You say, “Well, I’m not like that. I can’t–”
You most certainly CAN get victory over it.
I’ll quit with this. I’m almost starting to preach, and I’m done. I grew up a little difference. I grew up with a good daddy. I grew up with a daddy, and I’d say, “Daddy, I’m trying. I’m trying!” My dad would say, “Quit trying, and do it!” Amen! That’s what’s wrong with us. Everybody’s saying, “I’m trying! I’m trying!” No, you’re not. You’re not trying. If you were trying, you’d do it.
A lot of people don’t even understand that kind of terminology, that kind of philosophy–they don’t understand that. That’s from generations long ago. My dad couldn’t stand the word “can’t.” “I can’t.” “I can’t.” He says, “You do what you want to do.”

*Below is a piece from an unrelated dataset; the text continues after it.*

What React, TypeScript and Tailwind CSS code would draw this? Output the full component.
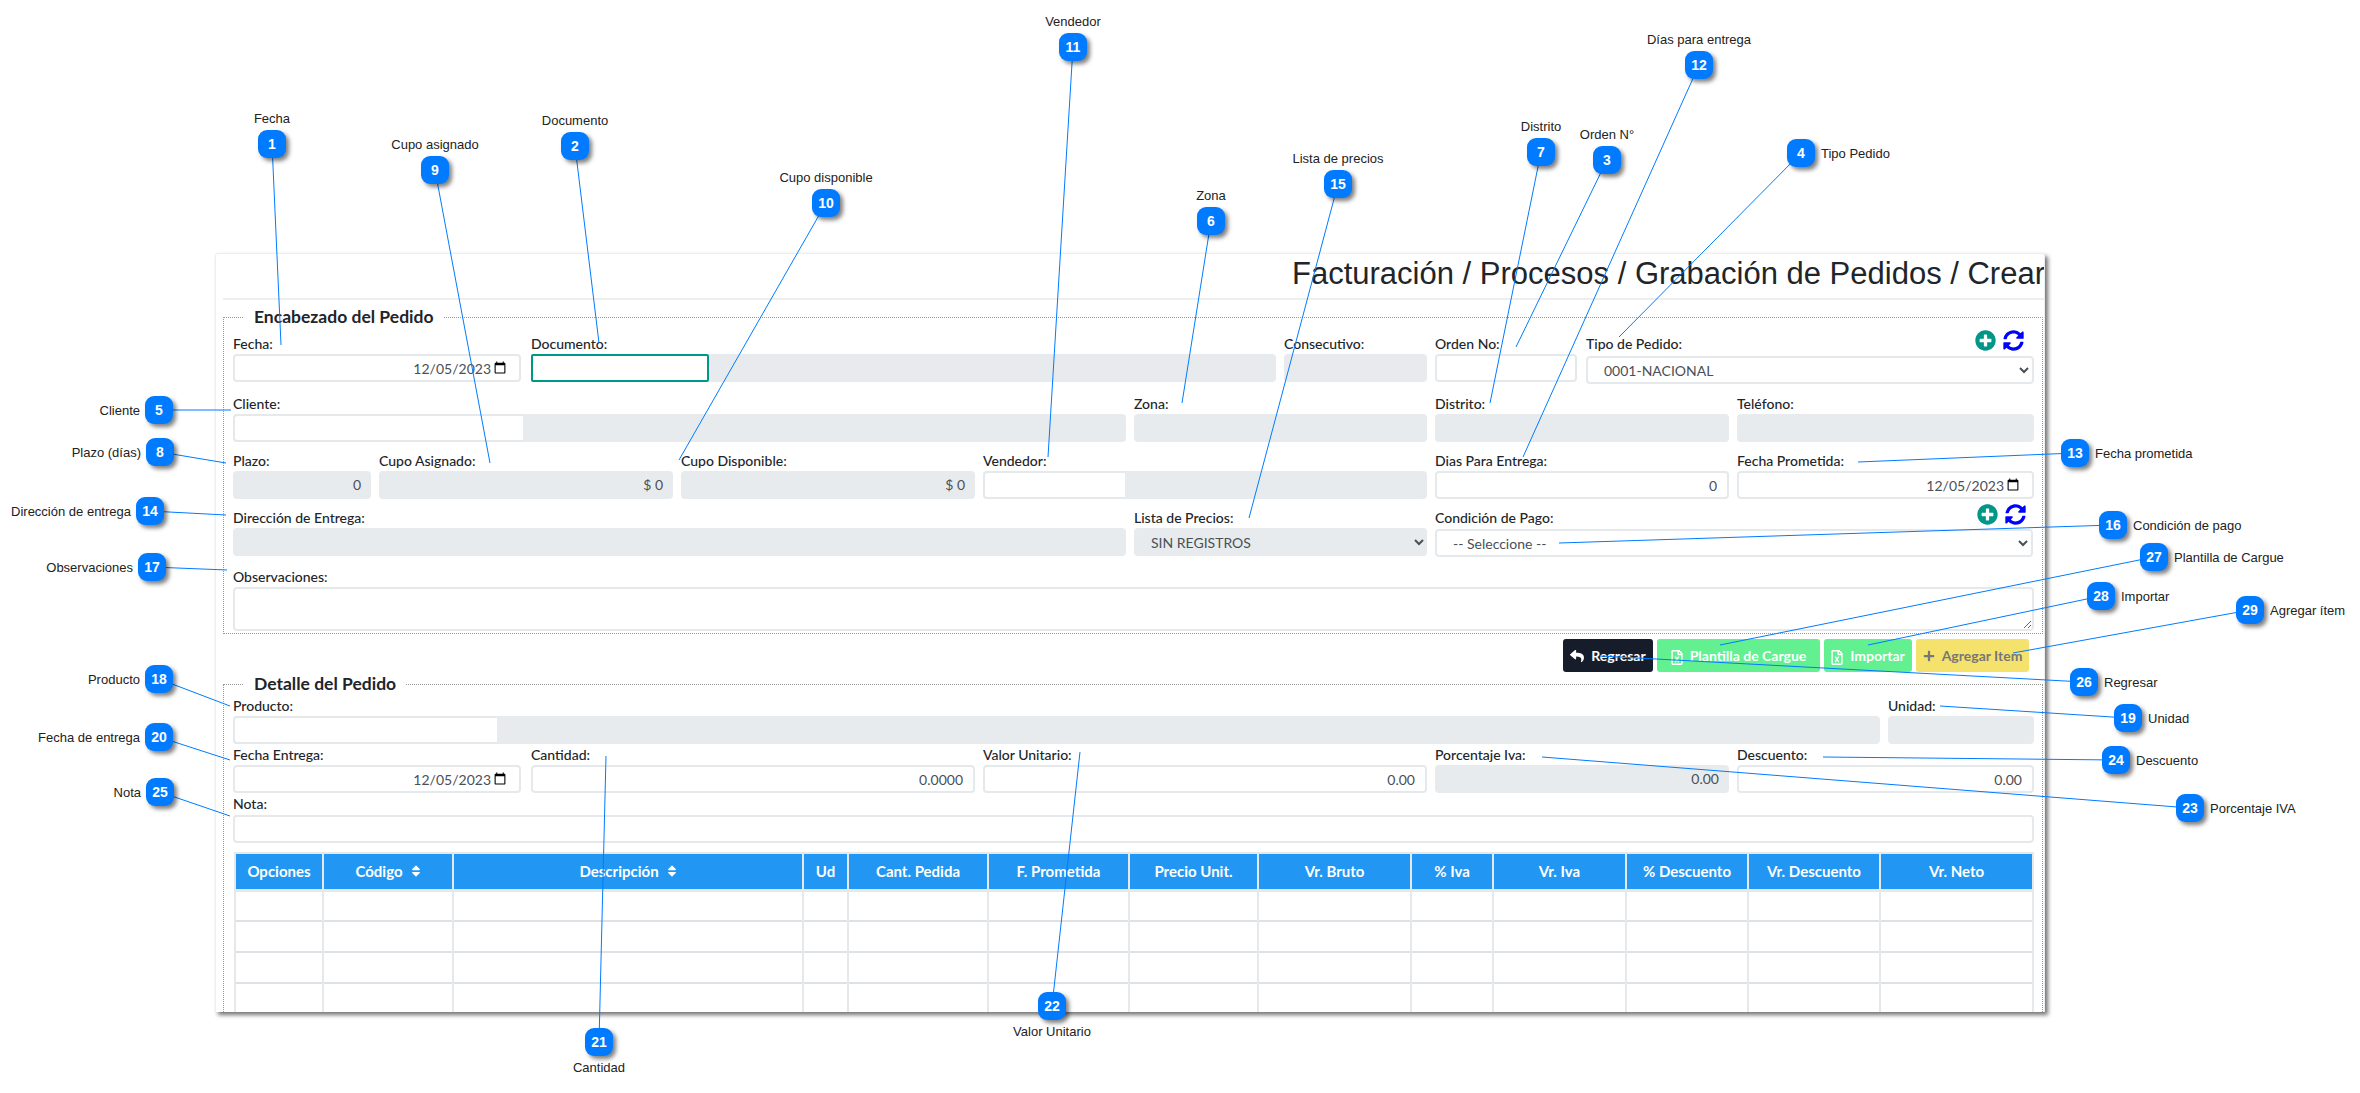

Amen? Sure you can! You want to get up and go kill Bambi at 4:30 in the morning? You’ll be up at 4 o’clock and dressed to go with the gun loaded and out there on the field by 4:30. Oh, yes you will. You want to go trout fishing in the morning? I didn’t want to use that illustration! You’d be up at 4 o’clock and have the pole ready and out there. I’ve been out there in the frozen waters at 4:30 in the morning–just cold and slipping on the deck.
You want to get up and meet God at 4:30 in the morning? You’ll get up at 7:15. You’ll do what you want to do.
Well, that’s the kind of Christianity nobody wants.
Father, I sure thank you for the opportunity. Lord, I’ve tried to preach with a heart of compassion. Sometimes it gets a little hard. But, Father, it just me mad at myself, mad at the devil, mad at sin. Lord, I pray that you’ll help somebody now with this message, that you’d plant it upon the hearts and apply it to the hearts and lives. Lord, this kind of Christianity we have just wants everything fine and dandy, and everything to work just right. They’ll live for you and love you and shout the victory, as long as everything’s going their way. Oh, Lord, they’ll shout when they’re in church, and when they get home, they gripe and complain. Lord, we need some people who will pick up a cross and bear it for thee. Help us, Father, in Jesus’ name, Amen.